* Begin *

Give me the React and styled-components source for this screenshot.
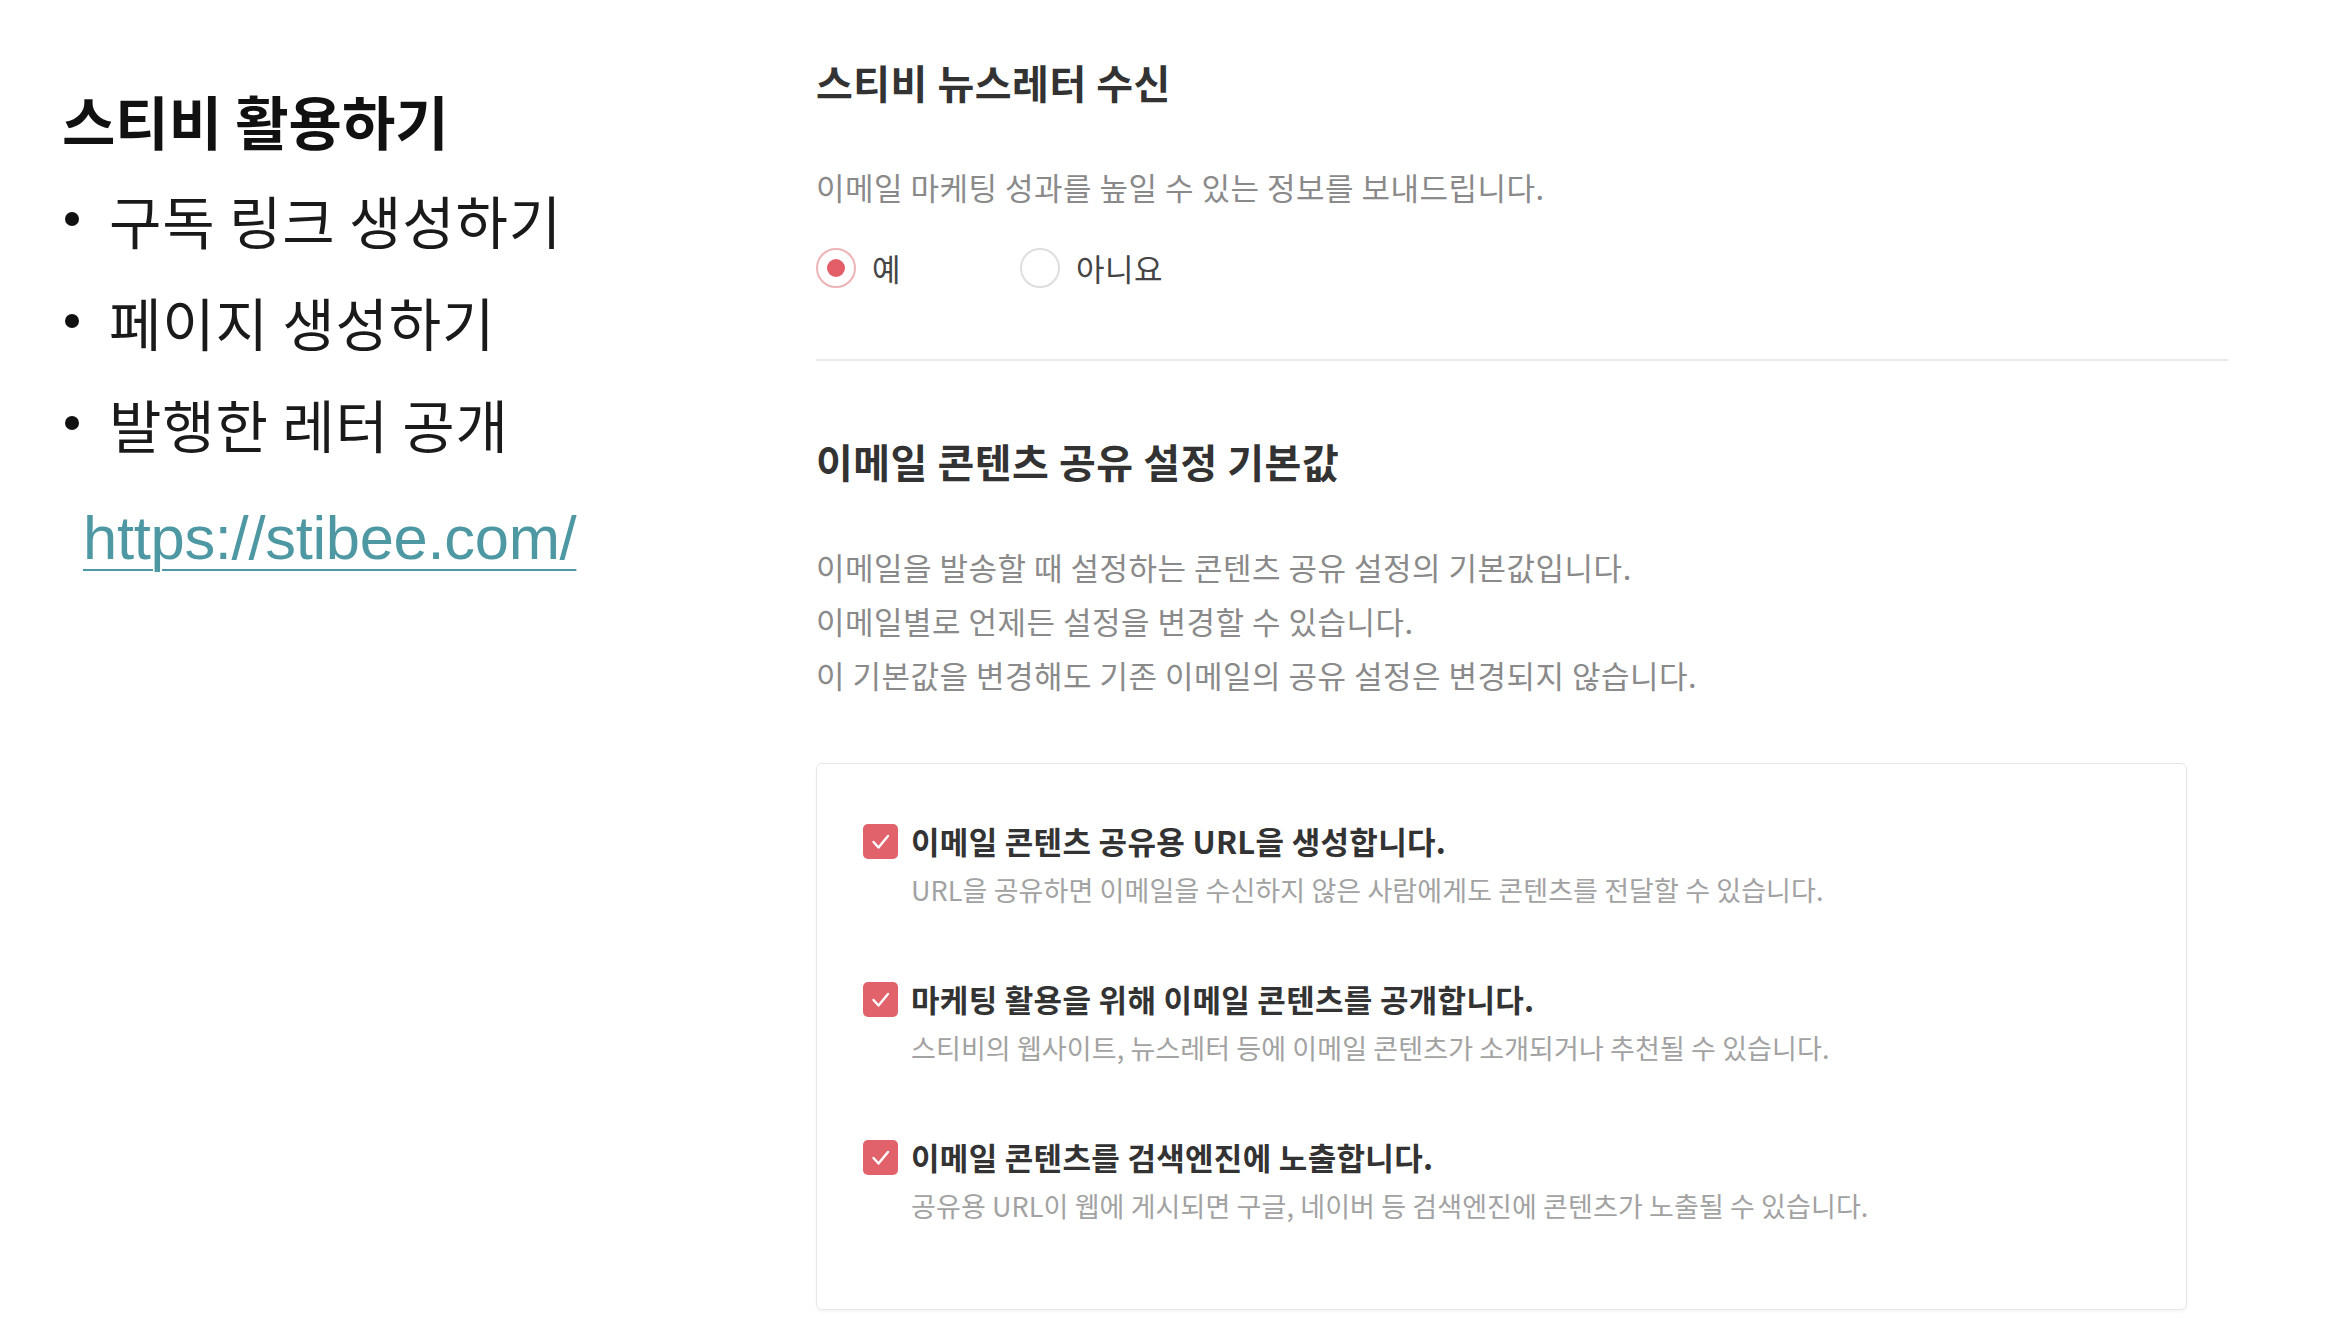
import styled, { createGlobalStyle } from "styled-components"

const GlobalStyle = createGlobalStyle`
    html, body {
        margin: 0;
        padding: 0;
        background: #ffffff;
    }
    body {
        font-family: "Noto Sans CJK KR", "Noto Sans", sans-serif;
        color: #222;
    }
`

const Page = styled.div`
    width: 2348px;
    height: 1335px;
    display: flex;
    overflow: hidden;
    background: #fff;
`

const Sidebar = styled.div`
    width: 754px;
    padding: 85px 0 0 62px;
    display: flex;
    flex-direction: column;
    align-items: flex-start;
`

const SideTitle = styled.h1`
    margin: 0;
    font-size: 58px;
    line-height: 70px;
    font-weight: 700;
    color: #111;
`

const BulletList = styled.ul`
    list-style: none;
    margin: 13px 0 0;
    padding: 0;
`

const Bullet = styled.li`
    display: flex;
    align-items: center;
    height: 102px;
    font-size: 57px;
    letter-spacing: 0.8px;
    color: #1a1a1a;

    &::before {
        content: "";
        flex: none;
        width: 14px;
        height: 14px;
        border-radius: 50%;
        background: #111;
        margin: 0 30px 0 3px;
    }
`

const SiteLink = styled.a`
    margin: 28px 0 0 21px;
    font-family: "Liberation Sans", Arial, sans-serif;
    font-size: 61.5px;
    line-height: 72px;
    letter-spacing: -0.3px;
    color: #4d98a3;
    text-decoration: underline;
    text-decoration-thickness: 2px;
    text-underline-offset: 10px;
`

const Main = styled.div`
    width: 1412px;
    padding-top: 57px;
    display: flex;
    flex-direction: column;
`

const SectionTitle = styled.h2`
    margin: ${({ $top }) => $top || 0}px 0 0;
    font-size: 40px;
    line-height: 50px;
    letter-spacing: 0.5px;
    font-weight: 700;
    color: #333;
`

const Desc = styled.p`
    margin: ${({ $top }) => $top || 0}px 0 0;
    font-size: 31px;
    line-height: ${({ $lh }) => $lh || 40}px;
    letter-spacing: 0.5px;
    color: #8a8a8a;
`

const RadioRow = styled.div`
    margin-top: 40px;
    display: flex;
    gap: 119px;
`

const RadioOption = styled.label`
    display: flex;
    align-items: center;
    gap: 16px;
    font-size: 31px;
    line-height: 42px;
    letter-spacing: 0.5px;
    color: #444;
`

const RadioMark = styled.span`
    box-sizing: border-box;
    width: 40px;
    height: 40px;
    border-radius: 50%;
    border: 2px solid ${({ $on }) => ($on ? "#eeb3b7" : "#dedede")};
    display: flex;
    align-items: center;
    justify-content: center;

    &::after {
        content: "";
        width: 18px;
        height: 18px;
        border-radius: 50%;
        background: ${({ $on }) => ($on ? "#e35e68" : "transparent")};
    }
`

const Divider = styled.hr`
    margin: 70px 0 0;
    border: none;
    height: 2px;
    background: #ebebeb;
    width: 1412px;
`

const OptionBox = styled.div`
    margin-top: 61px;
    width: 1371px;
    height: 547px;
    box-sizing: border-box;
    border: 1.5px solid #e7e7e7;
    border-radius: 6px;
    box-shadow: 0 2px 3px rgba(0, 0, 0, 0.04);
    padding: 57px 0 0 46px;
    display: flex;
    flex-direction: column;
    gap: 72px;
`

const Item = styled.div`
    display: grid;
    grid-template-columns: 35px 1fr;
    column-gap: 13px;
    align-items: center;
`

const ItemLabel = styled.div`
    font-size: 31px;
    line-height: 40px;
    letter-spacing: 0.3px;
    font-weight: 700;
    color: #333;
`

const ItemDesc = styled.div`
    grid-column: 2;
    margin-top: 12px;
    font-size: 27px;
    line-height: 34px;
    letter-spacing: 0.1px;
    color: #a2a2a2;
`

function CheckBox() {
    return (
        <svg width="35" height="35" viewBox="0 0 35 35">
            <rect x="0" y="0" width="35" height="35" rx="5" fill="#e1626b" />
            <polyline
                points="10.5,18 15.5,23.5 25,12"
                fill="none"
                stroke="#fff"
                strokeWidth="2.4"
                strokeLinecap="round"
                strokeLinejoin="round"
            />
        </svg>
    )
}

const items = [
    {
        label: "이메일 콘텐츠 공유용 URL을 생성합니다.",
        desc: "URL을 공유하면 이메일을 수신하지 않은 사람에게도 콘텐츠를 전달할 수 있습니다.",
    },
    {
        label: "마케팅 활용을 위해 이메일 콘텐츠를 공개합니다.",
        desc: "스티비의 웹사이트, 뉴스레터 등에 이메일 콘텐츠가 소개되거나 추천될 수 있습니다.",
    },
    {
        label: "이메일 콘텐츠를 검색엔진에 노출합니다.",
        desc: "공유용 URL이 웹에 게시되면 구글, 네이버 등 검색엔진에 콘텐츠가 노출될 수 있습니다.",
    },
]

export default function App() {
    return (
        <Page>
            <GlobalStyle />
            <Sidebar>
                <SideTitle>스티비 활용하기</SideTitle>
                <BulletList>
                    <Bullet>구독 링크 생성하기</Bullet>
                    <Bullet>페이지 생성하기</Bullet>
                    <Bullet>발행한 레터 공개</Bullet>
                </BulletList>
                <SiteLink href="#">https://stibee.com/</SiteLink>
            </Sidebar>

            <Main>
                <SectionTitle>스티비 뉴스레터 수신</SectionTitle>
                <Desc $top={60}>이메일 마케팅 성과를 높일 수 있는 정보를 보내드립니다.</Desc>
                <RadioRow>
                    <RadioOption>
                        <RadioMark $on />
                        예
                    </RadioOption>
                    <RadioOption>
                        <RadioMark />
                        아니요
                    </RadioOption>
                </RadioRow>
                <Divider />

                <SectionTitle $top={75}>이메일 콘텐츠 공유 설정 기본값</SectionTitle>
                <Desc $top={54} $lh={54}>
                    이메일을 발송할 때 설정하는 콘텐츠 공유 설정의 기본값입니다.
                    <br />
                    이메일별로 언제든 설정을 변경할 수 있습니다.
                    <br />
                    이 기본값을 변경해도 기존 이메일의 공유 설정은 변경되지 않습니다.
                </Desc>

                <OptionBox>
                    {items.map((it) => (
                        <Item key={it.label}>
                            <CheckBox />
                            <ItemLabel>{it.label}</ItemLabel>
                            <ItemDesc>{it.desc}</ItemDesc>
                        </Item>
                    ))}
                </OptionBox>
            </Main>
        </Page>
    )
}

* End *

**What is expected**
Copy each line above containing the string "components".

**Solution for this exercise**
Give me the React and styled-components source for this screenshot.
import styled, { createGlobalStyle } from "styled-components"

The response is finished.